The style of the garter is completely up to the bride and her preference! Some brides stick to the traditional white lace with blue accent and some will get super creative and put her husband’s favorite sports team on it. Anything works!


garter pose

Maybe the garter toss is not your style (totally okay most traditions are made to be broken anyways!) Here are some unique garter toss alternatives to keep the tradition alive without the actual act of removing the garter! 

Flying garter

Is it a bird? A plane? No, it’s just a flying garter. This wedding tradition requires some extra work on the wedding decorator’s part beforehand. But watching the balloons float magically in air, definitely makes the effort worth it.

Have the decorators blow up as many balloons as possible, hiding the garter in one of the small balloons. The small balloons are then filled into a larger balloon, or a couple of larger balloons, if one does not suffice.

The groom is handed a sharp-ended pole at the wedding, so he can burst the large balloon open. Once he does this, all the smaller balloons fall out of the bigger balloon to the ground.

You can then have the bachelors scramble around to try and find the garter in the balloons. It goes without saying that this tradition plays out best in a wedding hall where you have high-ceilings.

Anniversary dance

In this wedding tradition, you start out with all married couples on the dance floor. The DJ then filters out married couples from the dance floor based on how long they have been married, so the ones with the most number of married years behind them, are the ones that are left on the dance floor at the end.

The last couple that is left standing on the dance floor then receives a bouquet from the bride.

Of course, you could swap out the bouquet with a bottle of wine or a pair of cufflinks, if bouquets seem a little too boring for your taste!

Single woman brigade

Alternatives to the garter toss can vary, and this one is actually a wedding tradition in Finland. So, you have all the single woman at wedding gather around in a circle, and the bride stands at the very center of the circle.

The bride turns in one direction, and the other single woman follows her cue to turn the opposite way. This continues until the music comes to a stop. When it does, everyone freezes in their position and the bride’s hands out the bouquet to the single woman who stands exactly in front of her.

No clawing!

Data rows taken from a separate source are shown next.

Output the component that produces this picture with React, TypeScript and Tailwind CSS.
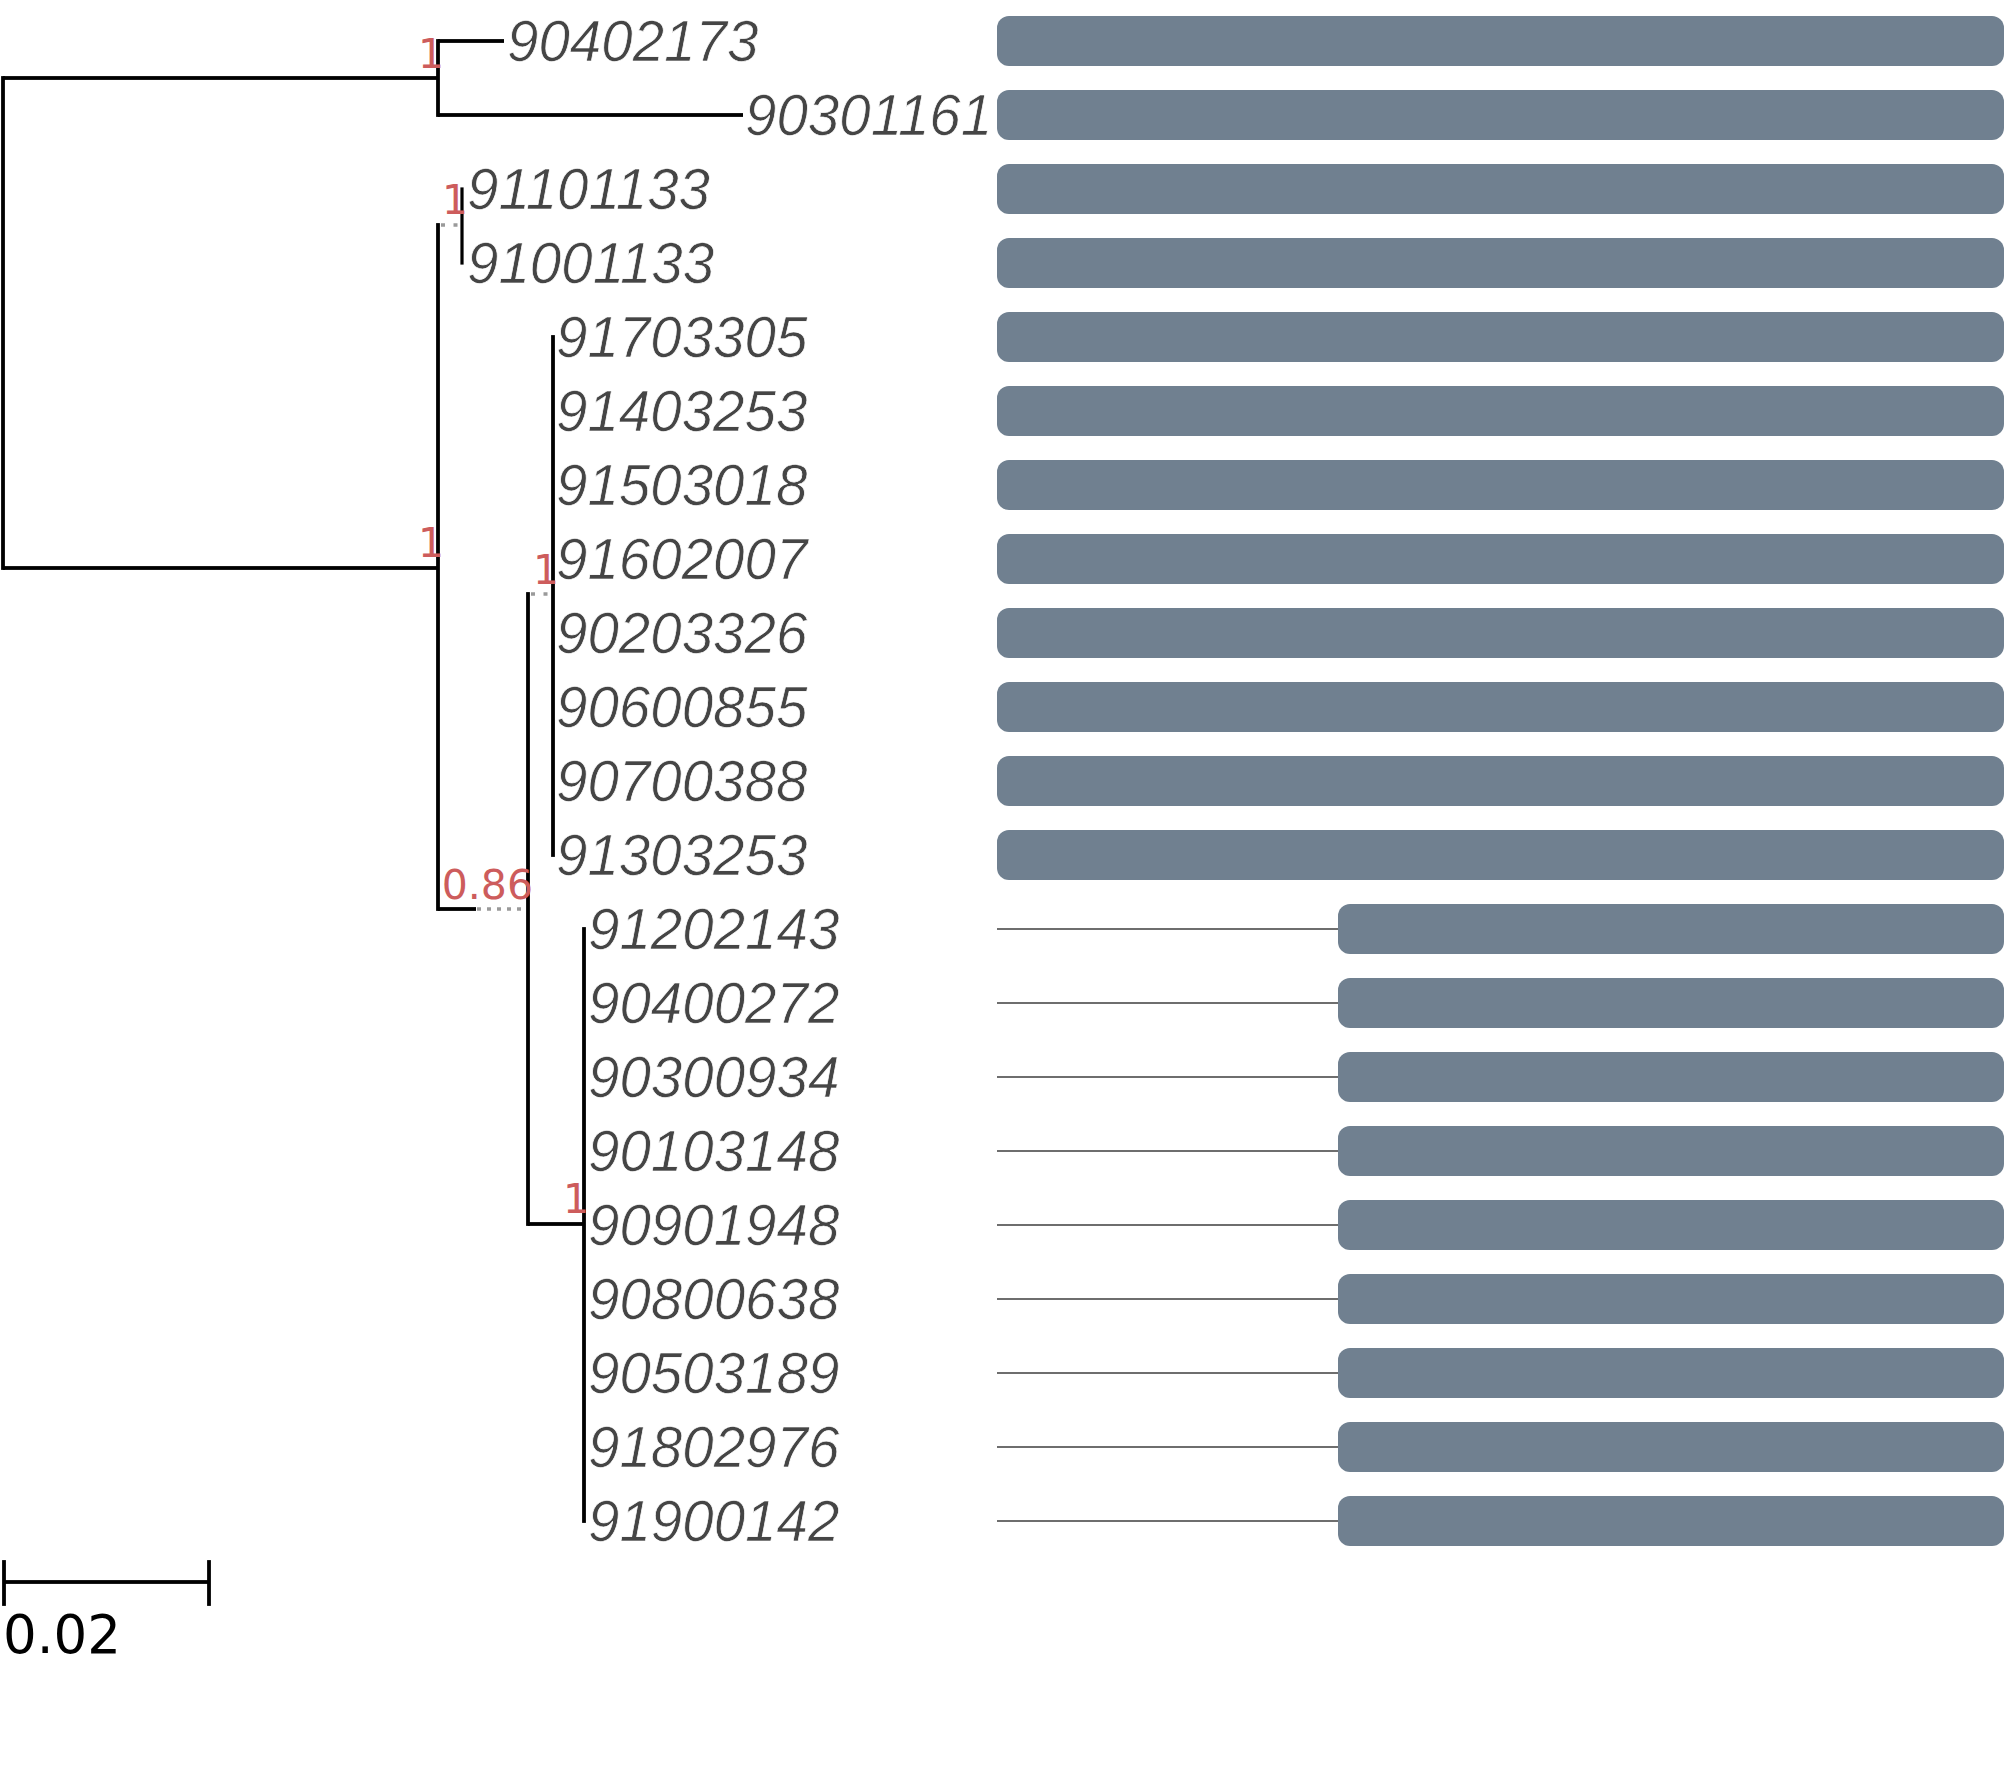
import React from "react";

const labels = [
  "90402173", "90301161", "91101133", "91001133", "91703305", "91403253",
  "91503018", "91602007", "90203326", "90600855", "90700388", "91303253",
  "91202143", "90400272", "90300934", "90103148", "90901948", "90800638",
  "90503189", "91802976", "91900142",
];

const rowY = (i: number) => 41 + 74 * i;

const labelX = (i: number) => {
  if (i === 0) return 507;
  if (i === 1) return 745;
  if (i <= 3) return 467;
  if (i <= 11) return 556;
  return 588;
};

const W = 3.8;

function H({ x1, x2, y, w = W }: { x1: number; x2: number; y: number; w?: number }) {
  return <rect x={x1} y={y - w / 2} width={x2 - x1} height={w} fill="#000" />;
}
function V({ x, y1, y2, w = W }: { x: number; y1: number; y2: number; w?: number }) {
  return <rect x={x - w / 2} y={y1 - w / 2} width={w} height={y2 - y1 + w} fill="#000" />;
}
function Dot({ x1, x2, y, dash }: { x1: number; x2: number; y: number; dash: string }) {
  return (
    <line x1={x1} x2={x2} y1={y} y2={y} stroke="#9a9a9a" strokeWidth={3.5} strokeDasharray={dash} />
  );
}
function Sup({ x, y, t }: { x: number; y: number; t: string }) {
  return (
    <text
      x={x}
      y={y}
      textAnchor="end"
      fill="#cd5c5c"
      fontSize={41}
      fontFamily="'DejaVu Sans', sans-serif"
    >
      {t}
    </text>
  );
}

function Tree() {
  return (
    <svg width={997} height={1765} viewBox="0 0 997 1765" className="shrink-0 block">
      {/* root */}
      <V x={3} y1={78} y2={568} />
      <H x1={3} x2={438} y={78} />
      <H x1={3} x2={438} y={568} />
      {/* node A */}
      <V x={438} y1={41} y2={115} />
      <H x1={438} x2={504} y={41} />
      <H x1={438} x2={743} y={115} />
      {/* node B */}
      <V x={438} y1={225} y2={909} />
      {/* node C */}
      <Dot x1={441} x2={460} y={225} dash="4 8.5" />
      <V x={462} y1={189} y2={263} w={3.2} />
      {/* node D */}
      <H x1={438} x2={476} y={909} />
      <Dot x1={477} x2={526} y={909} dash="4 6" />
      <V x={528} y1={594} y2={1224} />
      {/* node E */}
      <Dot x1={531} x2={551} y={594} dash="4 8.5" />
      <V x={553} y1={337} y2={855} />
      {/* node F */}
      <H x1={528} x2={584} y={1224} />
      <V x={584} y1={929} y2={1521} />

      {/* support values */}
      <Sup x={444} y={68} t="1" />
      <Sup x={468} y={214} t="1" />
      <Sup x={444} y={557} t="1" />
      <Sup x={559} y={584} t="1" />
      <Sup x={533} y={899} t="0.86" />
      <Sup x={589} y={1213} t="1" />

      {/* labels */}
      {labels.map((l, i) => (
        <text
          key={l}
          x={labelX(i)}
          y={rowY(i) + 20}
          fill="#454545"
          stroke="#ffffff"
          strokeWidth={0.7}
          fontSize={56.5}
          fontStyle="italic"
          fontFamily="'Liberation Sans', Arial, sans-serif"
        >
          {l}
        </text>
      ))}

      {/* scale bar */}
      <H x1={4} x2={209} y={1582} />
      <V x={4} y1={1562} y2={1604} />
      <V x={209} y1={1562} y2={1604} />
      <text x={3} y={1653} fill="#000" fontSize={53} fontFamily="'DejaVu Sans', sans-serif">
        0.02
      </text>
    </svg>
  );
}

export default function App() {
  return (
    <div className="w-[2007px] h-[1765px] bg-white flex">
      <Tree />
      <div className="flex flex-col pt-[4px] w-[1007px]">
        {labels.map((l, i) => (
          <div key={l} className="h-[74px] flex items-center">
            {i < 12 ? (
              <div className="flex-1 h-[50px] rounded-[12px] bg-[#708090]" />
            ) : (
              <>
                <div className="flex-1 h-[2px] bg-[#6e6e6e]" />
                <div className="w-[666px] h-[50px] rounded-[12px] bg-[#708090]" />
              </>
            )}
          </div>
        ))}
      </div>
    </div>
  );
}
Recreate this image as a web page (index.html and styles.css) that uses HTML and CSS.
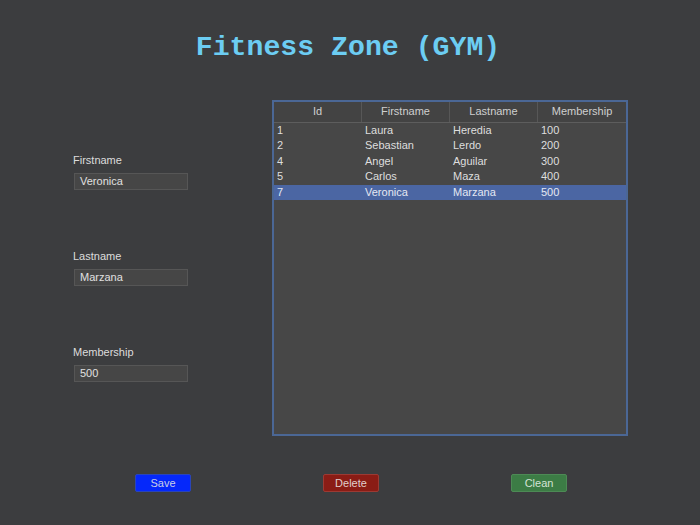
FILE: index.html
```html
<!DOCTYPE html>
<html>
<head>
<meta charset="utf-8">
<link rel="stylesheet" href="styles.css">
</head>
<body>
<div class="app">
  <h1 class="title">Fitness Zone (GYM)</h1>
  <div class="main">
    <div class="form">
      <div class="field">
        <label class="label">Firstname</label>
        <div class="input">Veronica</div>
      </div>
      <div class="field">
        <label class="label">Lastname</label>
        <div class="input">Marzana</div>
      </div>
      <div class="field">
        <label class="label">Membership</label>
        <div class="input">500</div>
      </div>
    </div>
    <div class="table">
      <div class="row head">
        <div class="cell">Id</div>
        <div class="cell">Firstname</div>
        <div class="cell">Lastname</div>
        <div class="cell">Membership</div>
      </div>
      <div class="row"><div class="cell">1</div><div class="cell">Laura</div><div class="cell">Heredia</div><div class="cell">100</div></div>
      <div class="row"><div class="cell">2</div><div class="cell">Sebastian</div><div class="cell">Lerdo</div><div class="cell">200</div></div>
      <div class="row"><div class="cell">4</div><div class="cell">Angel</div><div class="cell">Aguilar</div><div class="cell">300</div></div>
      <div class="row"><div class="cell">5</div><div class="cell">Carlos</div><div class="cell">Maza</div><div class="cell">400</div></div>
      <div class="row selected"><div class="cell">7</div><div class="cell">Veronica</div><div class="cell">Marzana</div><div class="cell">500</div></div>
    </div>
  </div>
  <div class="actions">
    <button class="btn save">Save</button>
    <button class="btn delete">Delete</button>
    <button class="btn clean">Clean</button>
  </div>
</div>
</body>
</html>
```

FILE: styles.css
```css
html, body {
  margin: 0;
  padding: 0;
  background: #3c3d3f;
}
.app {
  width: 700px;
  height: 525px;
  box-sizing: border-box;
  background: #3c3d3f;
  font-family: "Liberation Sans", Arial, sans-serif;
  font-size: 11px;
  color: #dcdcdc;
  padding-top: 32px;
}
.title {
  margin: 0;
  height: 32px;
  line-height: 32px;
  text-align: center;
  font-family: "Liberation Mono", "Courier New", monospace;
  font-weight: bold;
  font-size: 28.2px;
  color: #6ccdf3;
  padding-right: 4px;
}
.main {
  display: flex;
  margin-top: 36px;
  padding-left: 73px;
}
.form {
  width: 199px;
  padding-top: 53px;
  display: flex;
  flex-direction: column;
  gap: 59px;
}
.field {
  display: flex;
  flex-direction: column;
  gap: 6px;
}
.label {
  height: 14px;
  line-height: 14px;
  color: #dcdcdc;
}
.input {
  margin-left: 1px;
  width: 114px;
  height: 17px;
  box-sizing: border-box;
  border: 1px solid #565656;
  background: #464646;
  line-height: 15px;
  padding-left: 5px;
  color: #e0e0e0;
}
.table {
  width: 356px;
  height: 336px;
  box-sizing: border-box;
  border: 2px solid #4b6795;
  background: #474747;
}
.row {
  display: grid;
  grid-template-columns: 88px 88px 88px 88px;
  height: 15.6px;
  line-height: 15.6px;
}
.row .cell {
  padding-left: 3px;
  white-space: nowrap;
  color: #dedede;
}
.row.head {
  height: 20.5px;
  line-height: 19px;
  background: #434343;
  border-bottom: 1px solid #5d5d5d;
  box-sizing: border-box;
}
.row.head .cell {
  padding-left: 0;
  text-align: center;
  border-right: 1px solid #575757;
  color: #cfcfcf;
}
.row.head .cell:last-child {
  border-right: none;
}
.row.selected {
  background: #4b66a3;
}
.row.selected .cell {
  color: #e4e8f2;
}
.actions {
  display: flex;
  margin-top: 38px;
  padding-left: 135px;
  gap: 132px;
}
.btn {
  width: 56px;
  height: 18px;
  padding: 0;
  margin: 0;
  font-family: "Liberation Sans", Arial, sans-serif;
  font-size: 11px;
  line-height: 16px;
  border-radius: 2px;
  cursor: default;
}
.btn.save {
  background: #0528fa;
  border: 1px solid #2a45b8;
  color: #c9cfe6;
}
.btn.delete {
  background: #8a1c15;
  border: 1px solid #9b3a33;
  color: #e0cfcd;
}
.btn.clean {
  background: #3c7c45;
  border: 1px solid #4d8a55;
  color: #d4e2d5;
}
```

No slips! We like how the Finnish do it!

Bonus: The Teddy Toss

This tradition is for the kids, and as the name suggests, the bride tosses a teddy bear into a crowd of kids.

We must warn you that this comes at the risk of broken nails and teeth, and you may want to carry out this tradition with caution, in a crowd of well-behaved kids (if there is such a thing).

On second thoughts, Adam Levine’s wedding surprise gig as in Sugar might be a good idea for a wedding tradition too, don’t you think?